* AVAILABLE DATA *
- - -
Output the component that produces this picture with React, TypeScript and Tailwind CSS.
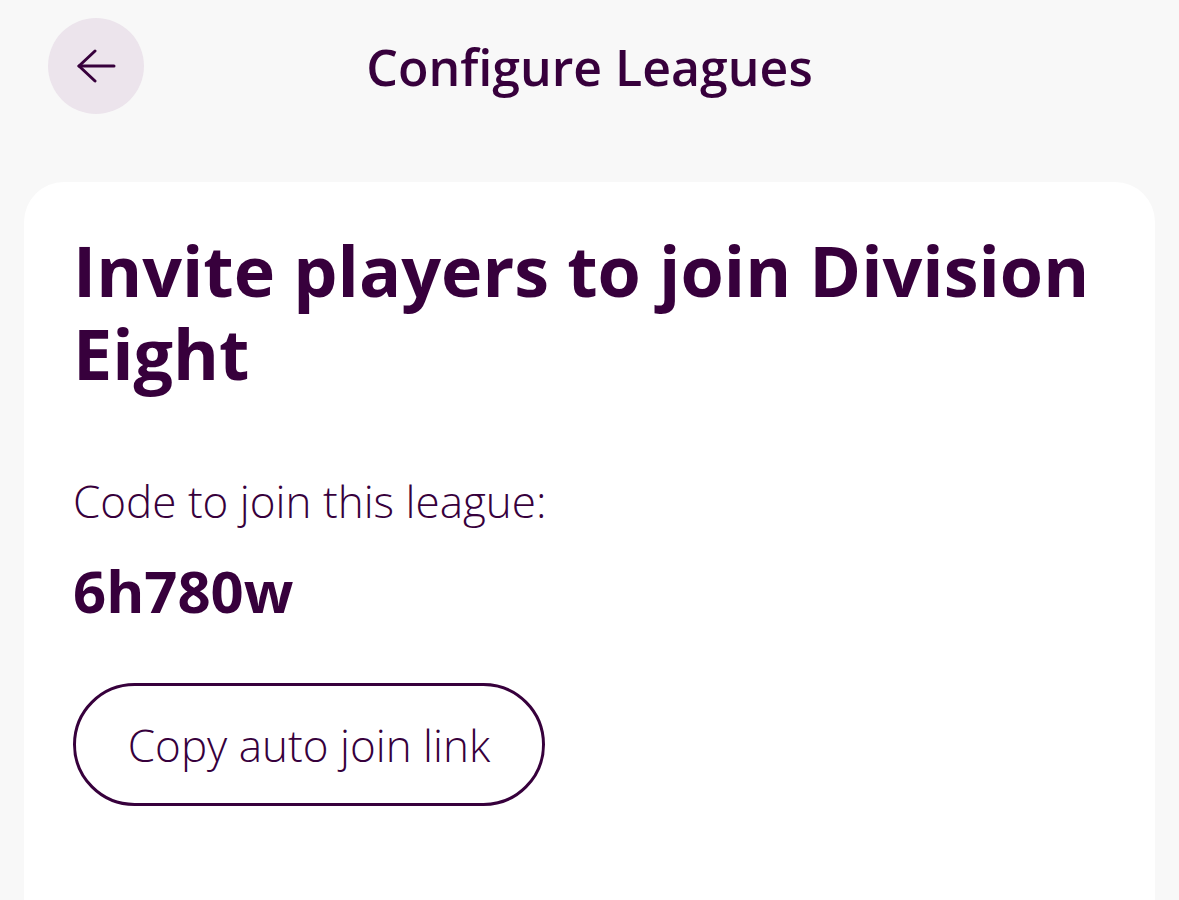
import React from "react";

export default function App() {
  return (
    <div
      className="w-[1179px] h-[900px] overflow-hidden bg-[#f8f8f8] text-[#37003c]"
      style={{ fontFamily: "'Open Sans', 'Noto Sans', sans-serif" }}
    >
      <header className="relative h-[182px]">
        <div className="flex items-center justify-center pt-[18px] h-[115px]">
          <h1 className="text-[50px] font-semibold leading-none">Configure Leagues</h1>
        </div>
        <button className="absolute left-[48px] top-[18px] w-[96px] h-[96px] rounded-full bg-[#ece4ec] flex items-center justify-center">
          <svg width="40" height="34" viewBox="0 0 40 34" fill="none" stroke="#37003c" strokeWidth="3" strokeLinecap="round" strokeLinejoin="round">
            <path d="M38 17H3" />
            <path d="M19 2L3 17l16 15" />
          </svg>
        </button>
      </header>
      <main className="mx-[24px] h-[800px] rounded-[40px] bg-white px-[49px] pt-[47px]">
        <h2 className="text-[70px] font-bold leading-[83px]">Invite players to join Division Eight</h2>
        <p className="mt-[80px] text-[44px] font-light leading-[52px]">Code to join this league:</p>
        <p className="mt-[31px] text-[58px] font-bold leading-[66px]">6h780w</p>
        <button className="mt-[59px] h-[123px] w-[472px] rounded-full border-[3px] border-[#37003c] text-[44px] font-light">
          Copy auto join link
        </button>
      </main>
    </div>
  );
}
- - -
Leave out the pictures and restate, word for word, the lines from the top of the data through the line containing "import React from", both included.

* SOLUTION *
Output the component that produces this picture with React, TypeScript and Tailwind CSS.
import React from "react";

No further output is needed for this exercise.